Dataset content
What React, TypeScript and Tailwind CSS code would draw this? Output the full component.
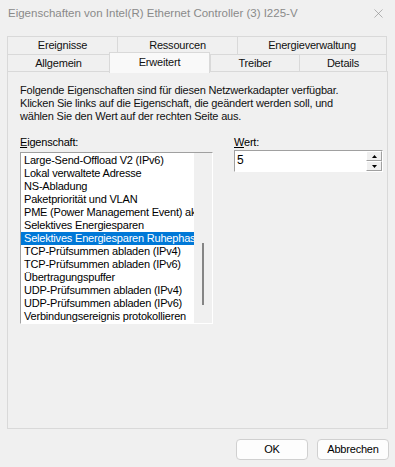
import { X } from 'lucide-react'

const ITEMS = [
  'Large-Send-Offload V2 (IPv6)',
  'Lokal verwaltete Adresse',
  'NS-Abladung',
  'Paketpriorität und VLAN',
  'PME (Power Management Event) aktivieren',
  'Selektives Energiesparen',
  'Selektives Energiesparen Ruhephase',
  'TCP-Prüfsummen abladen (IPv4)',
  'TCP-Prüfsummen abladen (IPv6)',
  'Übertragungspuffer',
  'UDP-Prüfsummen abladen (IPv4)',
  'UDP-Prüfsummen abladen (IPv6)',
  'Verbindungsereignis protokollieren',
]

const SELECTED = 6

function Tab({ label, w, last }: { label: string; w: string; last?: boolean }) {
  return (
    <div className={`${w} h-full flex items-center justify-center border-t border-l ${last ? 'border-r' : ''} border-[#d9d9d9] text-[#111]`}>
      {label}
    </div>
  )
}

function SpinArrow({ up }: { up?: boolean }) {
  return (
    <div className="flex-1 flex items-center justify-center bg-[#f0f0f0] border border-t-white border-l-white border-r-[#a0a0a0] border-b-[#a0a0a0]">
      <svg width="5" height="3" viewBox="0 0 5 3">
        {up ? <polygon points="2.5,0 5,3 0,3" fill="#000" /> : <polygon points="0,0 5,0 2.5,3" fill="#000" />}
      </svg>
    </div>
  )
}

export default function App() {
  return (
    <div
      className="w-[395px] h-[467px] bg-[#f0f0f0] flex flex-col text-[11px] leading-[13px] tracking-[-0.2px] text-black overflow-hidden"
      style={{ fontFamily: '"Liberation Sans", Arial, sans-serif' }}
    >
      {/* title bar */}
      <div className="h-[27px] flex items-center justify-between pl-[8px] pr-[9px]">
        <span className="text-[#8a8a8a] text-[11.5px] tracking-normal">Eigenschaften von Intel(R) Ethernet Controller (3) I225-V</span>
        <X size={15} strokeWidth={1} color="#8a8a8a" />
      </div>

      {/* tabs */}
      <div className="mt-[9px] ml-[7px] flex flex-col">
        <div className="flex h-[18px]">
          <Tab label="Ereignisse" w="w-[110px]" />
          <Tab label="Ressourcen" w="w-[120px]" />
          <Tab label="Energieverwaltung" w="w-[150px]" last />
        </div>
        <div className="flex h-[18px] border-b border-[#d9d9d9] w-[381px]">
          <Tab label="Allgemein" w="w-[102px]" />
          <div className="w-[101px] h-[21px] -mt-[2px] relative z-10 flex items-start pt-[3px] justify-center bg-[#f9f9f9] border border-b-0 border-[#d9d9d9] text-[#111]">
            Erweitert
          </div>
          <Tab label="Treiber" w="w-[89px]" />
          <Tab label="Details" w="w-[88px]" last />
        </div>
      </div>

      {/* panel */}
      <div className="ml-[7px] w-[381px] h-[357px] border border-t-0 border-[#d9d9d9] bg-[#f0f0f0] pl-[12px] pt-[12px] flex flex-col">
        <p className="text-[#111] w-[360px]">
          Folgende Eigenschaften sind für diesen Netzwerkadapter verfügbar.
          <br />
          Klicken Sie links auf die Eigenschaft, die geändert werden soll, und
          <br />
          wählen Sie den Wert auf der rechten Seite aus.
        </p>

        <div className="flex mt-[13px]">
          <div className="flex flex-col w-[193px]">
            <span className="mb-[3px]">
              <span className="underline">E</span>igenschaft:
            </span>
            <div className="h-[172px] flex border border-t-[#a0a0a0] border-l-[#a0a0a0] border-r-white border-b-white">
              <div className="w-[173px] bg-white pt-[1px] overflow-hidden">
                {ITEMS.map((item, i) => (
                  <div
                    key={item}
                    className={`h-[13px] pl-[3px] whitespace-nowrap overflow-hidden ${i === SELECTED ? 'bg-[#0078d7] text-white' : 'text-black'}`}
                  >
                    {item}
                  </div>
                ))}
              </div>
              <div className="flex-1 bg-[#f0f0f0] flex justify-center pt-[90px]">
                <div className="w-[2px] h-[62px] bg-[#858585]" />
              </div>
            </div>
          </div>

          <div className="flex flex-col ml-[21px]">
            <span className="mb-[1px]">
              <span className="underline">W</span>ert:
            </span>
            <div className="w-[149px] h-[22px] flex bg-white border border-t-[#a0a0a0] border-l-[#a0a0a0] border-r-white border-b-white">
              <span className="flex-1 pl-[2px] pt-[3px] text-[12px]">5</span>
              <div className="w-[16px] flex flex-col">
                <SpinArrow up />
                <SpinArrow />
              </div>
            </div>
          </div>
        </div>
      </div>

      {/* buttons */}
      <div className="flex justify-end gap-[9px] pr-[6px] mt-[10px]">
        <button className="w-[72px] h-[21px] bg-[#fdfdfd] border border-[#d0d0d0] rounded-[4px] text-black">OK</button>
        <button className="w-[72px] h-[21px] bg-[#fdfdfd] border border-[#d0d0d0] rounded-[4px] text-black">Abbrechen</button>
      </div>
    </div>
  )
}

Stated goal
Repeat the material above word for word, please, apart from its images.

Solution to this task
What React, TypeScript and Tailwind CSS code would draw this? Output the full component.
import { X } from 'lucide-react'

const ITEMS = [
  'Large-Send-Offload V2 (IPv6)',
  'Lokal verwaltete Adresse',
  'NS-Abladung',
  'Paketpriorität und VLAN',
  'PME (Power Management Event) aktivieren',
  'Selektives Energiesparen',
  'Selektives Energiesparen Ruhephase',
  'TCP-Prüfsummen abladen (IPv4)',
  'TCP-Prüfsummen abladen (IPv6)',
  'Übertragungspuffer',
  'UDP-Prüfsummen abladen (IPv4)',
  'UDP-Prüfsummen abladen (IPv6)',
  'Verbindungsereignis protokollieren',
]

const SELECTED = 6

function Tab({ label, w, last }: { label: string; w: string; last?: boolean }) {
  return (
    <div className={`${w} h-full flex items-center justify-center border-t border-l ${last ? 'border-r' : ''} border-[#d9d9d9] text-[#111]`}>
      {label}
    </div>
  )
}

function SpinArrow({ up }: { up?: boolean }) {
  return (
    <div className="flex-1 flex items-center justify-center bg-[#f0f0f0] border border-t-white border-l-white border-r-[#a0a0a0] border-b-[#a0a0a0]">
      <svg width="5" height="3" viewBox="0 0 5 3">
        {up ? <polygon points="2.5,0 5,3 0,3" fill="#000" /> : <polygon points="0,0 5,0 2.5,3" fill="#000" />}
      </svg>
    </div>
  )
}

export default function App() {
  return (
    <div
      className="w-[395px] h-[467px] bg-[#f0f0f0] flex flex-col text-[11px] leading-[13px] tracking-[-0.2px] text-black overflow-hidden"
      style={{ fontFamily: '"Liberation Sans", Arial, sans-serif' }}
    >
      {/* title bar */}
      <div className="h-[27px] flex items-center justify-between pl-[8px] pr-[9px]">
        <span className="text-[#8a8a8a] text-[11.5px] tracking-normal">Eigenschaften von Intel(R) Ethernet Controller (3) I225-V</span>
        <X size={15} strokeWidth={1} color="#8a8a8a" />
      </div>

      {/* tabs */}
      <div className="mt-[9px] ml-[7px] flex flex-col">
        <div className="flex h-[18px]">
          <Tab label="Ereignisse" w="w-[110px]" />
          <Tab label="Ressourcen" w="w-[120px]" />
          <Tab label="Energieverwaltung" w="w-[150px]" last />
        </div>
        <div className="flex h-[18px] border-b border-[#d9d9d9] w-[381px]">
          <Tab label="Allgemein" w="w-[102px]" />
          <div className="w-[101px] h-[21px] -mt-[2px] relative z-10 flex items-start pt-[3px] justify-center bg-[#f9f9f9] border border-b-0 border-[#d9d9d9] text-[#111]">
            Erweitert
          </div>
          <Tab label="Treiber" w="w-[89px]" />
          <Tab label="Details" w="w-[88px]" last />
        </div>
      </div>

      {/* panel */}
      <div className="ml-[7px] w-[381px] h-[357px] border border-t-0 border-[#d9d9d9] bg-[#f0f0f0] pl-[12px] pt-[12px] flex flex-col">
        <p className="text-[#111] w-[360px]">
          Folgende Eigenschaften sind für diesen Netzwerkadapter verfügbar.
          <br />
          Klicken Sie links auf die Eigenschaft, die geändert werden soll, und
          <br />
          wählen Sie den Wert auf der rechten Seite aus.
        </p>

        <div className="flex mt-[13px]">
          <div className="flex flex-col w-[193px]">
            <span className="mb-[3px]">
              <span className="underline">E</span>igenschaft:
            </span>
            <div className="h-[172px] flex border border-t-[#a0a0a0] border-l-[#a0a0a0] border-r-white border-b-white">
              <div className="w-[173px] bg-white pt-[1px] overflow-hidden">
                {ITEMS.map((item, i) => (
                  <div
                    key={item}
                    className={`h-[13px] pl-[3px] whitespace-nowrap overflow-hidden ${i === SELECTED ? 'bg-[#0078d7] text-white' : 'text-black'}`}
                  >
                    {item}
                  </div>
                ))}
              </div>
              <div className="flex-1 bg-[#f0f0f0] flex justify-center pt-[90px]">
                <div className="w-[2px] h-[62px] bg-[#858585]" />
              </div>
            </div>
          </div>

          <div className="flex flex-col ml-[21px]">
            <span className="mb-[1px]">
              <span className="underline">W</span>ert:
            </span>
            <div className="w-[149px] h-[22px] flex bg-white border border-t-[#a0a0a0] border-l-[#a0a0a0] border-r-white border-b-white">
              <span className="flex-1 pl-[2px] pt-[3px] text-[12px]">5</span>
              <div className="w-[16px] flex flex-col">
                <SpinArrow up />
                <SpinArrow />
              </div>
            </div>
          </div>
        </div>
      </div>

      {/* buttons */}
      <div className="flex justify-end gap-[9px] pr-[6px] mt-[10px]">
        <button className="w-[72px] h-[21px] bg-[#fdfdfd] border border-[#d0d0d0] rounded-[4px] text-black">OK</button>
        <button className="w-[72px] h-[21px] bg-[#fdfdfd] border border-[#d0d0d0] rounded-[4px] text-black">Abbrechen</button>
      </div>
    </div>
  )
}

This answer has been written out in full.